Егор на мгновение смешался.
– Ещё как мыл. Только я, понимаешь, на зимних экзаменах волновался очень и, как последний идиот, ногти грыз. А под ними микробов больше, чем в мусорном ведре. Вот, наверное, и заразился.
– А печень долго лечат? – пощупал живот Шурка.
– Если всё нормально пойдёт, – отозвался со своей койки оранжевый Петрович, – то дней тридцать. А по-плохому и двух месяцев мало. С желтухой лучше не шутить, не то печёночную недостаточность заработаешь и дуба врежешь.
Услышав это, Шурка загрустил. На улице уже солнышко пригревает, днём теплынь, красота, а тут лежать и лежать. И во двор не пускают, чтобы инфекцию не разносить. Студенту Егору хорошо, он день-деньской сидит над своими учебниками.
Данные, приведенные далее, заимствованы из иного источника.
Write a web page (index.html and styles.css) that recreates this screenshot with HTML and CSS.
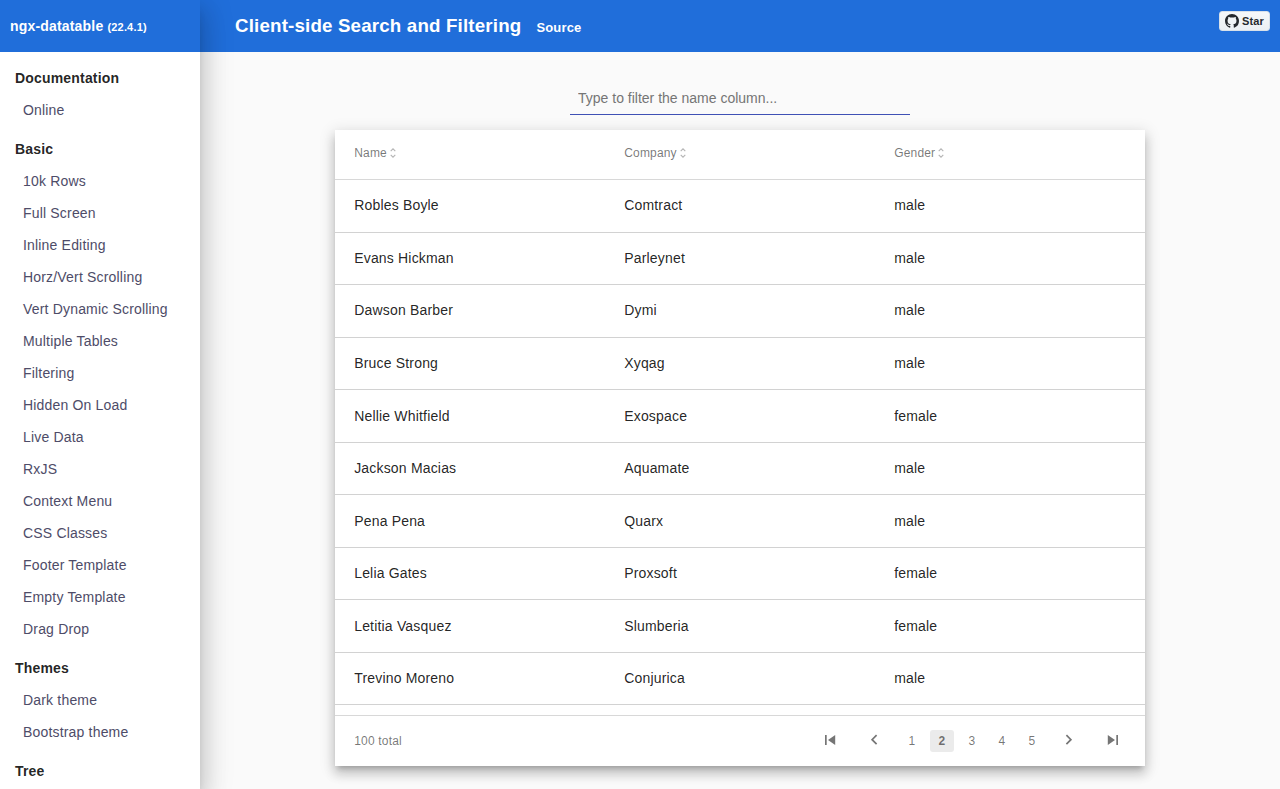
FILE: index.html
```html
<!DOCTYPE html>
<html lang="en">
<head>
<meta charset="utf-8">
<title>ngx-datatable</title>
<link rel="stylesheet" href="styles.css">
</head>
<body>
<div class="app">
  <nav class="sidebar">
    <h3 class="brand">ngx-datatable <small>(22.4.1)</small></h3>
    <div class="menu">
      <section><h4>Documentation</h4><ul><li><a>Online</a></li></ul></section>
      <section><h4>Basic</h4><ul>
        <li><a>10k Rows</a></li><li><a>Full Screen</a></li><li><a>Inline Editing</a></li><li><a>Horz/Vert Scrolling</a></li><li><a>Vert Dynamic Scrolling</a></li><li><a>Multiple Tables</a></li><li><a>Filtering</a></li><li><a>Hidden On Load</a></li><li><a>Live Data</a></li><li><a>RxJS</a></li><li><a>Context Menu</a></li><li><a>CSS Classes</a></li><li><a>Footer Template</a></li><li><a>Empty Template</a></li><li><a>Drag Drop</a></li>
      </ul></section>
      <section><h4>Themes</h4><ul><li><a>Dark theme</a></li><li><a>Bootstrap theme</a></li></ul></section>
      <section><h4>Tree</h4></section>
    </div>
  </nav>
  <main class="content">
    <header class="topbar">
      <h3>Client-side Search and Filtering</h3>
      <a class="source">Source</a>
      <a class="star"><svg viewBox="0 0 16 16" width="14" height="14"><path fill="currentColor" d="M8 0C3.58 0 0 3.58 0 8c0 3.54 2.29 6.53 5.47 7.59.4.07.55-.17.55-.38 0-.19-.01-.82-.01-1.49-2.01.37-2.53-.49-2.69-.94-.09-.23-.48-.94-.82-1.13-.28-.15-.68-.52-.01-.53.63-.01 1.08.58 1.23.82.72 1.21 1.87.87 2.33.66.07-.52.28-.87.51-1.07-1.78-.2-3.64-.89-3.64-3.95 0-.87.31-1.59.82-2.15-.08-.2-.36-1.02.08-2.12 0 0 .67-.21 2.2.82.64-.18 1.32-.27 2-.27s1.36.09 2 .27c1.53-1.04 2.2-.82 2.2-.82.44 1.1.16 1.92.08 2.12.51.56.82 1.27.82 2.15 0 3.07-1.87 3.75-3.65 3.95.29.25.54.73.54 1.48 0 1.07-.01 1.93-.01 2.2 0 .21.15.46.55.38A8.01 8.01 0 0 0 16 8c0-4.42-3.58-8-8-8Z"/></svg><span>Star</span></a>
    </header>
    <input class="filter" type="text" placeholder="Type to filter the name column...">
    <div class="table">
      <div class="row head">
        <div>Name<svg class="sort" viewBox="0 0 6 10"><path d="M.7 3.2 3 .9l2.3 2.3M.7 6.8 3 9.100l2.300-2.300"/></svg></div>
        <div>Company<svg class="sort" viewBox="0 0 6 10"><path d="M.7 3.2 3 .9l2.3 2.3M.7 6.8 3 9.100l2.300-2.300"/></svg></div>
        <div>Gender<svg class="sort" viewBox="0 0 6 10"><path d="M.7 3.2 3 .9l2.3 2.3M.7 6.8 3 9.100l2.300-2.300"/></svg></div>
      </div>
      <div class="rows">
        <div class="row"><div>Robles Boyle</div><div>Comtract</div><div>male</div></div>
        <div class="row"><div>Evans Hickman</div><div>Parleynet</div><div>male</div></div>
        <div class="row"><div>Dawson Barber</div><div>Dymi</div><div>male</div></div>
        <div class="row"><div>Bruce Strong</div><div>Xyqag</div><div>male</div></div>
        <div class="row"><div>Nellie Whitfield</div><div>Exospace</div><div>female</div></div>
        <div class="row"><div>Jackson Macias</div><div>Aquamate</div><div>male</div></div>
        <div class="row"><div>Pena Pena</div><div>Quarx</div><div>male</div></div>
        <div class="row"><div>Lelia Gates</div><div>Proxsoft</div><div>female</div></div>
        <div class="row"><div>Letitia Vasquez</div><div>Slumberia</div><div>female</div></div>
        <div class="row"><div>Trevino Moreno</div><div>Conjurica</div><div>male</div></div>
      </div>
      <div class="footer">
        <span>100 total</span>
        <div class="pager">
          <svg class="arrow" viewBox="0 0 20 20"><path fill="currentColor" d="M5 5h1.700v10H5zM15.200 5v10L8 10z"/></svg>
          <svg class="arrow" viewBox="0 0 20 20"><path class="chevron" d="m12.600 5.200-4.500 4.500 4.500 4.500"/></svg>
          <span class="pages"><a>1</a><a class="active">2</a><a>3</a><a>4</a><a>5</a></span>
          <svg class="arrow" viewBox="0 0 20 20"><path class="chevron" d="m7.400 5.200 4.500 4.500-4.500 4.500"/></svg>
          <svg class="arrow" viewBox="0 0 20 20"><path fill="currentColor" d="M13.300 5H15v10h-1.700zM4.800 5v10L12 10z"/></svg>
        </div>
      </div>
    </div>
  </main>
</div>
</body>
</html>
```
FILE: styles.css
```css
* { box-sizing: border-box; }
body {
  margin: 0;
  font: 14px/20px "Liberation Sans", Arial, sans-serif;
  letter-spacing: .18px;
  color: rgba(0, 0, 0, .87);
  background: #fafafa;
}
h3, h4, ul { margin: 0; padding: 0; list-style: none; }
.app { display: flex; height: 789px; overflow: hidden; }
.sidebar {
  width: 200px;
  flex: none;
  position: relative;
  z-index: 1;
  background: #fff;
  box-shadow: 0 8px 10px -5px rgba(0,0,0,.2), 0 16px 24px 2px rgba(0,0,0,.14), 0 6px 30px 5px rgba(0,0,0,.12);
}
.brand {
  height: 52px;
  padding: 0 10px;
  font-size: 14px;
  line-height: 52px;
  color: #fff;
  background: #206eda;
}
.brand small { font-size: 11px; }
.menu { padding-top: 10px; overflow: hidden; height: 737px; }
.menu section { margin-bottom: 7px; }
.menu h4 { padding: 0 15px; font-size: 14px; line-height: 32px; }
.menu li { padding-left: 23px; line-height: 32px; color: #4e4c68; }
.content { flex: 1; }
.topbar {
  display: flex;
  height: 52px;
  padding: 0 10px 0 35px;
  align-items: baseline;
  line-height: 52px;
  color: #fff;
  background: #206eda;
}
.topbar h3 { font-size: 18.72px; letter-spacing: .18px; }
.source { margin-left: 15px; font-size: 13px; font-weight: bold; }
.star {
  display: flex;
  align-self: flex-start;
  align-items: center;
  gap: 3px;
  width: 51px;
  height: 20px;
  margin: 11px 0 0 auto;
  padding: 0 5px;
  border: 1px solid #d8e1ea;
  border-radius: 3px;
  font: bold 11px/18px "Liberation Sans", Arial, sans-serif;
  letter-spacing: .1px;
  color: #25292e;
  background: linear-gradient(#f6f8fa, #ebf0f4);
}
.filter {
  display: block;
  width: 340px;
  height: 33px;
  margin: 30px auto 15px;
  padding: 8px;
  border: 0;
  border-bottom: 1px solid #3f51b5;
  outline: 0;
  background: transparent;
  font: 14px "Liberation Sans", Arial, sans-serif;
}
.table {
  width: 810px;
  height: 636px;
  margin: 0 auto;
  display: flex;
  flex-direction: column;
  background: #fff;
  box-shadow: 0 5px 5px -3px rgba(0,0,0,.2), 0 8px 10px 1px rgba(0,0,0,.14), 0 3px 14px 2px rgba(0,0,0,.12);
}
.row {
  display: grid;
  grid-template-columns: repeat(3, 270px);
  height: 52.54px;
  padding: .38px 0 0 19.2px;
  line-height: 51px;
  border-bottom: 1px solid #d2d2d2;
}
.head {
  height: 50px;
  padding-top: 0;
  line-height: 46px;
  font-size: 12px;
  color: rgba(0, 0, 0, .54);
  border-color: #d8d8d8;
}
.sort { width: 6px; height: 10px; margin-left: 3px; vertical-align: -1px; fill: none; stroke: #b4b4b4; stroke-width: 1.1; }
.rows { flex: 1; }
.footer {
  display: flex;
  justify-content: space-between;
  align-items: center;
  height: 51px;
  padding: 0 22px 0 19.2px;
  border-top: 1px solid #d8d8d8;
  font-size: 12px;
  color: rgba(0, 0, 0, .54);
}
.pager, .pages { display: flex; align-items: center; }
.arrow { width: 20px; height: 20px; margin-bottom: 2px; }
.arrow + .arrow { margin-left: 24px; }
.chevron { fill: none; stroke: currentColor; stroke-width: 1.7; }
.pages { gap: 6px; margin: 0 15px 0 16px; }
.pages a { width: 24px; height: 22px; border-radius: 3px; line-height: 22px; text-align: center; }
.pages .active { background: #ebebeb; font-weight: bold; }
```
От печальных дум и лицо у Шурки стало скучное-прескучное. Егор покосился на него и сочувственно вздохнул.
– Я как-то читал, – заметил он, – что люди заболевают от дурных мыслей. Например, болезнь лёгких может начаться от чувства несвободы, а бронхиальная астма от сильного испуга. От гнева – горло воспаляется.